* **Dataset section**:

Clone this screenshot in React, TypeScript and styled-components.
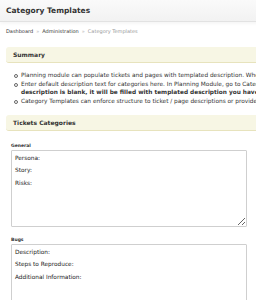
import React from 'react';
import styled, { createGlobalStyle } from 'styled-components';

const GlobalStyle = createGlobalStyle`
  html, body {
    margin: 0;
    padding: 0;
    background: #fff;
    overflow: hidden;
  }
  body {
    font-family: "DejaVu Sans", Verdana, sans-serif;
    color: #333;
  }
`;

const Page = styled.div`
  width: 520px;
`;

const Header = styled.div`
  height: 21px;
  display: flex;
  align-items: center;
  padding: 0 6px;
  background: linear-gradient(#fafafa, #f2f2f2);
  border-bottom: 1px solid #e2e2e2;
  box-shadow: 0 2px 3px rgba(0, 0, 0, 0.04);
`;

const Title = styled.h1`
  margin: 0;
  font-size: 7.5px;
  font-weight: bold;
  color: #333;
`;

const Crumbs = styled.div`
  display: flex;
  align-items: center;
  gap: 3px;
  height: 18px;
  padding: 0 6px;
  font-size: 5px;
`;

const Crumb = styled.span<{ $current?: boolean }>`
  color: ${p => (p.$current ? '#999' : '#333')};
`;

const Sep = styled.span`
  color: #bbb;
`;

const Content = styled.div`
  padding: 7px 0 0 6px;
`;

const SectionBar = styled.div`
  height: 15px;
  display: flex;
  align-items: center;
  padding-left: 7px;
  background: #f7f6e4;
  border-bottom: 1px solid #e7e3bd;
  border-radius: 3px 0 0 3px;
  font-size: 6px;
  font-weight: bold;
  color: #333;
`;

const Bullets = styled.ul`
  margin: 8px 0 9px;
  padding: 0 0 0 15px;
  list-style: none;
`;

const Bullet = styled.li`
  position: relative;
  font-size: 5.8px;
  line-height: 8.7px;
  white-space: nowrap;
  color: #333;

  &::before {
    content: '';
    position: absolute;
    left: -7px;
    top: 3px;
    width: 2px;
    height: 2px;
    border: 0.6px solid #666;
    border-radius: 50%;
  }
`;

const Strong = styled.b`
  font-weight: bold;
`;

const Categories = styled.div`
  padding: 12px 0 0 5px;
`;

const FieldLabel = styled.label`
  display: block;
  font-size: 4.5px;
  font-weight: bold;
  color: #333;
  margin-bottom: 2px;
`;

const TemplateArea = styled.textarea`
  display: block;
  box-sizing: border-box;
  width: 236px;
  height: 77px;
  margin: 0 0 10px;
  padding: 1px 3px;
  border: 1px solid #cfcfcf;
  border-radius: 1px;
  font-family: "DejaVu Sans", Verdana, sans-serif;
  font-size: 5.8px;
  line-height: 12.5px;
  color: #222;
  background: #fff;
  outline: none;
`;

const categories = [
  { name: 'General', text: 'Persona:\nStory:\nRisks:' },
  { name: 'Bugs', text: 'Description:\nSteps to Reproduce:\nAdditional Information:' },
];

export default function App() {
  return (
    <Page>
      <GlobalStyle />
      <Header>
        <Title>Category Templates</Title>
      </Header>
      <Crumbs>
        <Crumb>Dashboard</Crumb>
        <Sep>»</Sep>
        <Crumb>Administration</Crumb>
        <Sep>»</Sep>
        <Crumb $current>Category Templates</Crumb>
      </Crumbs>
      <Content>
        <SectionBar>Summary</SectionBar>
        <Bullets>
          <Bullet>Planning module can populate tickets and pages with templated description. When a ticket is created,</Bullet>
          <Bullet>
            Enter default description text for categories here. In Planning Module, go to Category drop-down; if the
            <br />
            <Strong>description is blank, it will be filled with templated description you have specified.</Strong>
          </Bullet>
          <Bullet>Category Templates can enforce structure to ticket / page descriptions or provide guidance.</Bullet>
        </Bullets>
        <SectionBar>Tickets Categories</SectionBar>
        <Categories>
          {categories.map(c => (
            <div key={c.name}>
              <FieldLabel>{c.name}</FieldLabel>
              <TemplateArea defaultValue={c.text} />
            </div>
          ))}
        </Categories>
      </Content>
    </Page>
  );
}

* **Work to complete**: Could you repeat all of the material exactly? Pictures should not be copied.

* **Response below**:
Clone this screenshot in React, TypeScript and styled-components.
import React from 'react';
import styled, { createGlobalStyle } from 'styled-components';

const GlobalStyle = createGlobalStyle`
  html, body {
    margin: 0;
    padding: 0;
    background: #fff;
    overflow: hidden;
  }
  body {
    font-family: "DejaVu Sans", Verdana, sans-serif;
    color: #333;
  }
`;

const Page = styled.div`
  width: 520px;
`;

const Header = styled.div`
  height: 21px;
  display: flex;
  align-items: center;
  padding: 0 6px;
  background: linear-gradient(#fafafa, #f2f2f2);
  border-bottom: 1px solid #e2e2e2;
  box-shadow: 0 2px 3px rgba(0, 0, 0, 0.04);
`;

const Title = styled.h1`
  margin: 0;
  font-size: 7.5px;
  font-weight: bold;
  color: #333;
`;

const Crumbs = styled.div`
  display: flex;
  align-items: center;
  gap: 3px;
  height: 18px;
  padding: 0 6px;
  font-size: 5px;
`;

const Crumb = styled.span<{ $current?: boolean }>`
  color: ${p => (p.$current ? '#999' : '#333')};
`;

const Sep = styled.span`
  color: #bbb;
`;

const Content = styled.div`
  padding: 7px 0 0 6px;
`;

const SectionBar = styled.div`
  height: 15px;
  display: flex;
  align-items: center;
  padding-left: 7px;
  background: #f7f6e4;
  border-bottom: 1px solid #e7e3bd;
  border-radius: 3px 0 0 3px;
  font-size: 6px;
  font-weight: bold;
  color: #333;
`;

const Bullets = styled.ul`
  margin: 8px 0 9px;
  padding: 0 0 0 15px;
  list-style: none;
`;

const Bullet = styled.li`
  position: relative;
  font-size: 5.8px;
  line-height: 8.7px;
  white-space: nowrap;
  color: #333;

  &::before {
    content: '';
    position: absolute;
    left: -7px;
    top: 3px;
    width: 2px;
    height: 2px;
    border: 0.6px solid #666;
    border-radius: 50%;
  }
`;

const Strong = styled.b`
  font-weight: bold;
`;

const Categories = styled.div`
  padding: 12px 0 0 5px;
`;

const FieldLabel = styled.label`
  display: block;
  font-size: 4.5px;
  font-weight: bold;
  color: #333;
  margin-bottom: 2px;
`;

const TemplateArea = styled.textarea`
  display: block;
  box-sizing: border-box;
  width: 236px;
  height: 77px;
  margin: 0 0 10px;
  padding: 1px 3px;
  border: 1px solid #cfcfcf;
  border-radius: 1px;
  font-family: "DejaVu Sans", Verdana, sans-serif;
  font-size: 5.8px;
  line-height: 12.5px;
  color: #222;
  background: #fff;
  outline: none;
`;

const categories = [
  { name: 'General', text: 'Persona:\nStory:\nRisks:' },
  { name: 'Bugs', text: 'Description:\nSteps to Reproduce:\nAdditional Information:' },
];

export default function App() {
  return (
    <Page>
      <GlobalStyle />
      <Header>
        <Title>Category Templates</Title>
      </Header>
      <Crumbs>
        <Crumb>Dashboard</Crumb>
        <Sep>»</Sep>
        <Crumb>Administration</Crumb>
        <Sep>»</Sep>
        <Crumb $current>Category Templates</Crumb>
      </Crumbs>
      <Content>
        <SectionBar>Summary</SectionBar>
        <Bullets>
          <Bullet>Planning module can populate tickets and pages with templated description. When a ticket is created,</Bullet>
          <Bullet>
            Enter default description text for categories here. In Planning Module, go to Category drop-down; if the
            <br />
            <Strong>description is blank, it will be filled with templated description you have specified.</Strong>
          </Bullet>
          <Bullet>Category Templates can enforce structure to ticket / page descriptions or provide guidance.</Bullet>
        </Bullets>
        <SectionBar>Tickets Categories</SectionBar>
        <Categories>
          {categories.map(c => (
            <div key={c.name}>
              <FieldLabel>{c.name}</FieldLabel>
              <TemplateArea defaultValue={c.text} />
            </div>
          ))}
        </Categories>
      </Content>
    </Page>
  );
}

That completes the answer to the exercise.